Log Odds Ratio • Log Odds Ratio: The natural logarithm of the odds ratio, which is the ratio of the odds of an event occurring in one group to the odds of it occurring in another group. • Lower: The lower bound of the confidence interval for the log odds ratio. • Upper: The upper bound of the confidence interval for the log odds ratio. • p: The p-value from Fisher's exact test, which is based on the hypergeometric distribution of the cell counts for 2x2 tables.

Nominal • Contingency coefficient: A measure of association for nominal variables, ranging from 0 (no association) to 1 (complete association). It is based on the chi-squared statistic and the sample size. • Phi-coefficient: A measure of association for nominal variables, ranging from -1 (negative association) to 1 (positive association). It is equivalent to the Pearson correlation coefficient for dichotomous variables. • Cramer's V: A measure of association for nominal variables, ranging from 0 (no association) to 1 (complete association). It is a normalized version of the phi-coefficient that takes into account the degrees of freedom of the contingency table. • Lambda (rows): A measure of association for nominal variables, ranging from 0 (no association) to 1 (complete association). It is the proportional reduction in error when predicting the row variable from the column variable, compared to the marginal distribution of the row variable. • Lambda (columns): A measure of association for nominal variables, ranging from 0 (no association) to 1 (complete association). It is the proportional reduction in error when predicting the column variable from the row variable, compared to the marginal distribution of the column variable. • Lambda (symmetric): A measure of association for nominal variables, ranging from 0 (no association) to 1 (complete association). It is the average of the lambda coefficients for the rows and columns.

Ordinal • Gamma: A measure of association for ordinal variables, ranging from -1 (negative association) to 1 (positive association).

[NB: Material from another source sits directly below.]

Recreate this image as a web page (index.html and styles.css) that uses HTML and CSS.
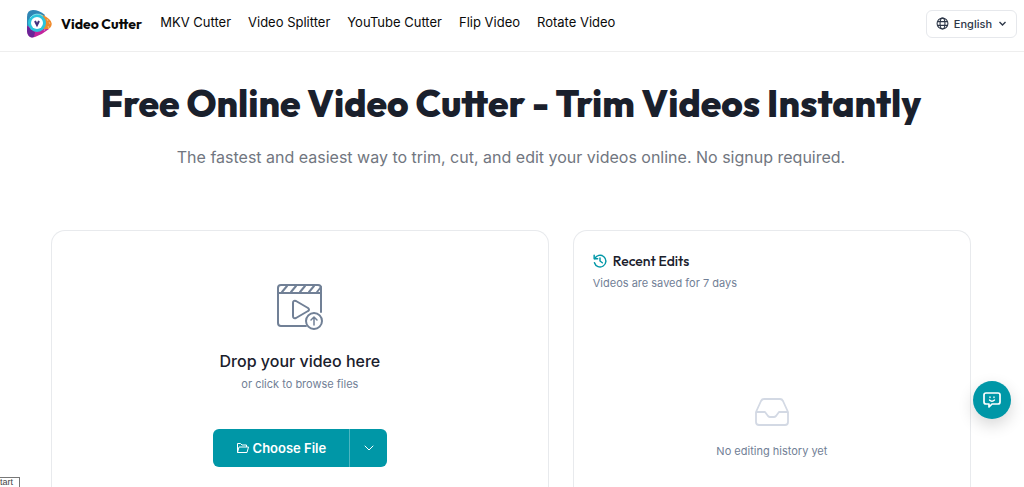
FILE: index.html
```html
<!DOCTYPE html>
<html lang="en">
<head>
    <meta charset="UTF-8" />
    <meta name="viewport" content="width=device-width, initial-scale=1" />
    <title>Free Online Video Cutter - Trim Videos Instantly</title>
    <link rel="stylesheet" href="styles.css">
</head>
<body>
    <header class="header">
        <a class="brand" href="#">
            <svg class="logo" viewBox="0 0 27 29">
                <path d="M1 8Q1 1 7 1Q13 1 19 6L14 15L1 21Z" fill="#2f86b5" />
                <path d="M12 5Q17 5 23 10Q28 14 24 19L14 24L10 15Z" fill="#f08a2c" />
                <path d="M1 17L12 20L23 20Q17 25 9 28Q2 30 1 22Z" fill="#c2249c" />
                <path d="M1 17L9 23L8 28Q2 30 1 22Z" fill="#6a2598" />
                <path d="M21 10l1 2m1 1l1 2m-2 2l1 2m-4 1l-1 2" stroke="#fff" stroke-width="1" opacity="0.4" />
                <circle cx="11" cy="14" r="9" fill="#2cc4dc" />
                <path d="M4 9A9 9 0 0 1 17 7" fill="none" stroke="#7fe3ee" stroke-width="1" />
                <circle cx="11" cy="14" r="6" fill="#fff" />
                <path d="M9 12l2 4 2-4" fill="none" stroke="#41307f" stroke-width="2" />
            </svg>
            <span>Video Cutter</span>
        </a>
        <nav class="nav">
            <a href="#">MKV Cutter</a>
            <a href="#">Video Splitter</a>
            <a href="#">YouTube Cutter</a>
            <a href="#">Flip Video</a>
            <a href="#">Rotate Video</a>
        </nav>
        <button class="lang-btn" type="button">
            <svg width="13" height="13" viewBox="0 0 24 24" fill="none" stroke="currentColor" stroke-width="2">
                <circle cx="12" cy="12" r="10" />
                <ellipse cx="12" cy="12" rx="4.500" ry="10" />
                <path d="M3 8.500h18M3 15.500h18" />
            </svg>
            <span>English</span>
            <svg class="lang-arrow" width="9" height="9" viewBox="0 0 12 12" fill="none" stroke="currentColor" stroke-width="1.800">
                <path d="M2 4l4 4 4-4" />
            </svg>
        </button>
    </header>

    <main class="container">
        <section class="hero">
            <h1>Free Online Video Cutter - Trim Videos Instantly</h1>
            <p>The fastest and easiest way to trim, cut, and edit your videos online. No signup required.</p>
        </section>

        <div class="panels">
            <section class="card upload">
                <svg class="upload-icon" width="48" height="48" viewBox="0 0 48 48" fill="none" stroke="currentColor" stroke-width="2" stroke-linecap="round" stroke-linejoin="round">
                    <path d="M30 43H5Q2 43 2 40V5Q2 2 5 2H42Q45 2 45 5V29" />
                    <path d="M2 10H45M6 9L11 3M15 9L20 3M24 9L29 3M33 9L38 3M41 9L45 4" />
                    <path d="M17 20Q17 17 20 18L32 25Q34 27 32 28L20 35Q17 36 17 33Z" />
                    <circle cx="38" cy="38" r="8" />
                    <path d="M38 42V34M35 37L38 34L41 37" stroke-width="1.500" />
                </svg>
                <h2>Drop your video here</h2>
                <p class="hint">or click to browse files</p>
                <div class="choose">
                    <button class="choose-main" type="button">
                        <svg width="13" height="12" viewBox="0 0 13 12" fill="none" stroke="currentColor" stroke-linejoin="round">
                            <path d="M1.500 10.500V1.500H4.500L6 3H10.500V5M1.500 10.500L3 5H12.500L11 10.500Z" />
                        </svg>
                        Choose File
                    </button>
                    <button class="choose-more" type="button" aria-label="More sources">
                        <svg width="12" height="12" viewBox="0 0 12 12" fill="none" stroke="currentColor" stroke-linecap="round">
                            <path d="M2 4l4 4 4-4" />
                        </svg>
                    </button>
                </div>
            </section>

            <section class="card recent">
                <h3>
                    <svg width="14" height="14" viewBox="0 0 24 24" fill="none" stroke="currentColor" stroke-width="2.500" stroke-linecap="round" stroke-linejoin="round">
                        <path d="M3 8A10 10 0 1 1 2.500 15" />
                        <path d="M2 2V8H8M12 7V12L16 15" />
                    </svg>
                    Recent Edits
                </h3>
                <p class="hint">Videos are saved for 7 days</p>
                <div class="empty">
                    <svg width="34" height="28" viewBox="0 0 34 28" fill="none" stroke="currentColor" stroke-width="1.800" stroke-linejoin="round">
                        <path d="M1 14L6 3Q7 1 9 1H25Q27 1 28 3L33 14V24Q33 27 30 27H4Q1 27 1 24Z" />
                        <path d="M1 14H10L13 18Q14 19 15 19H19Q20 19 21 18L24 14H33" />
                    </svg>
                    <p class="hint">No editing history yet</p>
                </div>
            </section>
        </div>
    </main>

    <button class="chat-btn" type="button" aria-label="Feedback">
        <svg width="18" height="18" viewBox="0 0 18 18" fill="none" stroke="currentColor" stroke-width="1.700" stroke-linecap="round" stroke-linejoin="round">
            <path d="M3 2H15Q17 2 17 4V11Q17 13 15 13H9L6 16V13H3Q1 13 1 11V4Q1 2 3 2Z" />
            <path d="M7 6V6.500M11 6V6.500M6.500 9Q9 11.500 11.500 9" stroke-width="1.400" />
        </svg>
    </button>
    <div class="status-tip">tart</div>
</body>
</html>
```
FILE: styles.css
```css
* {
    box-sizing: border-box;
}

body {
    margin: 0;
    height: 100vh;
    overflow: hidden;
    background: #fff;
    color: #1a202c;
    font-family: Inter, "Liberation Sans", sans-serif;
}

h1, h2, h3, p {
    margin: 0;
}

button {
    font-family: inherit;
    cursor: pointer;
}

svg {
    flex-shrink: 0;
}

.header {
    display: flex;
    align-items: center;
    height: 52px;
    padding: 0 7px 4px 26px;
    border-bottom: 1px solid #eee;
}

.brand {
    display: flex;
    align-items: center;
    gap: 8px;
    color: #0a0a0a;
    font-family: Outfit, Lato, sans-serif;
    font-size: 14px;
    font-weight: 700;
    text-decoration: none;
}

.logo {
    width: 27px;
    height: 29px;
}

.nav {
    display: flex;
    gap: 17px;
    margin-left: 18px;
    padding-bottom: 4px;
}

.nav a {
    color: #0a0a0a;
    font-size: 13px;
    font-weight: 400;
    text-decoration: none;
}

.lang-btn {
    display: flex;
    align-items: center;
    gap: 5px;
    height: 28px;
    margin-left: auto;
    padding: 0 9px;
    border: 1px solid #e6e8ec;
    border-radius: 6px;
    background: #fff;
    color: #2d3748;
    font-size: 11px;
    font-weight: 500;
}

.lang-arrow {
    margin-left: 1px;
}

.container {
    padding: 0 53px 0 51px;
}

.hero {
    padding: 28px 0 61px;
    text-align: center;
}

.hero h1 {
    font-family: Outfit, Lato, sans-serif;
    font-size: 37px;
    font-weight: 800;
    line-height: 48px;
    white-space: nowrap;
}

.hero p {
    margin-top: 17px;
    color: #717680;
    font-size: 16px;
    line-height: 24px;
}

.panels {
    display: grid;
    grid-template-columns: 5fr 4fr;
    gap: 24px;
}

.card {
    min-height: 257px;
    border: 1px solid #e8eaed;
    border-bottom: none;
    border-radius: 14px 14px 0 0;
}

.upload {
    display: flex;
    flex-direction: column;
    align-items: center;
    padding-top: 52px;
}

.upload-icon {
    color: #718096;
}

.upload h2 {
    margin-top: 18px;
    font-size: 16px;
    font-weight: 500;
    line-height: 24px;
}

.hint {
    color: #718096;
    font-size: 11px;
    line-height: 16px;
}

.upload .hint {
    margin-top: 3px;
}

.choose {
    display: flex;
    height: 38px;
    margin-top: 37px;
    border-radius: 6px;
    background: #0097a7;
    overflow: hidden;
}

.choose button {
    display: flex;
    align-items: center;
    justify-content: center;
    border: none;
    background: none;
    color: #fff;
}

.choose .choose-main {
    gap: 4px;
    padding: 0 23px;
    font-size: 13px;
    font-weight: 600;
}

.choose .choose-more {
    width: 38px;
    border-left: 1px solid #4db6c1;
}

.recent {
    padding: 20px 19px 0;
}

.recent h3 {
    display: flex;
    align-items: center;
    gap: 6px;
    font-family: Outfit, Lato, sans-serif;
    font-size: 14px;
    font-weight: 500;
    line-height: 20px;
}

.recent h3 svg {
    color: #0097a7;
}

.recent > .hint {
    margin-top: 4px;
}

.empty {
    display: flex;
    flex-direction: column;
    align-items: center;
    gap: 17px;
    margin-top: 107px;
    color: #d3d9e4;
}

.chat-btn {
    position: fixed;
    right: 13px;
    bottom: 68px;
    display: flex;
    align-items: center;
    justify-content: center;
    width: 38px;
    height: 38px;
    padding: 0;
    border: none;
    border-radius: 50%;
    background: #0097a7;
    color: #fff;
    box-shadow: 0 6px 16px rgba(0, 0, 0, 0.16);
}

/* browser tooltip peeking in from the corner */
.status-tip {
    position: fixed;
    left: 0;
    bottom: 0;
    width: 20px;
    border: 1px solid #777;
    border-width: 1px 1px 0 0;
    background: #fff;
    color: #444;
    font-family: "Liberation Sans", sans-serif;
    font-size: 9px;
    line-height: 9px;
}
```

It is based on the difference between the number of concordant and discordant pairs of observations, divided by the total number of pairs. • Standard Error: The standard error of the gamma coefficient, which is used to compute the confidence interval. • Lower: The lower bound of the confidence interval for the gamma coefficient. • Upper: The upper bound of the confidence interval for the gamma coefficient. • Kendall's Tau-b: A measure of association for ordinal variables, ranging from -1 (negative association) to 1 (positive association). It is based on the difference between the number of concordant and discordant pairs of observations, divided by the square root of the product of the number of pairs not tied on the row variable and the number of pairs not tied on the column variable. • Z: The test statistic for testing the null hypothesis that Kendall's tau-b is zero. • p: The p-value for the test of Kendall's tau-b. • VS-MPR: The Vovk-Sellke maximum p-ratio for the test of Kendall's tau-b.

> Descriptive Plots • The plot shows a mosaic plot of the contingency table, with the size of the tiles proportional to the observed frequencies, and the color of the tiles indicating the standardized residuals. The plot also displays the expected frequencies, the standardized residuals, and the cell percentages for each cell in the table.

vandenman commented 7 months ago

Some remarks:

"Log Odds Ratio" with "Ln Odds Ratios"

In statistics, it is pretty common (although admittedly not entirely unambiguous) to use log to indicate the natural logarithm (e.g., log-likelihood, but also log odds, see e.g., Wikipedia).

"Notes: For all tests, the alternative hypothesis specifies that group [...] is greater than [...]." The groups compared are the names of the rows, they don't designate a contingency table's cell name (the value of which is a bi-variate variable or count).

This indeed appears insufficient.

I think users can now expect all help screens to be complete?

I'll get to that. @tomtomme thanks! That's probably a nice starting point.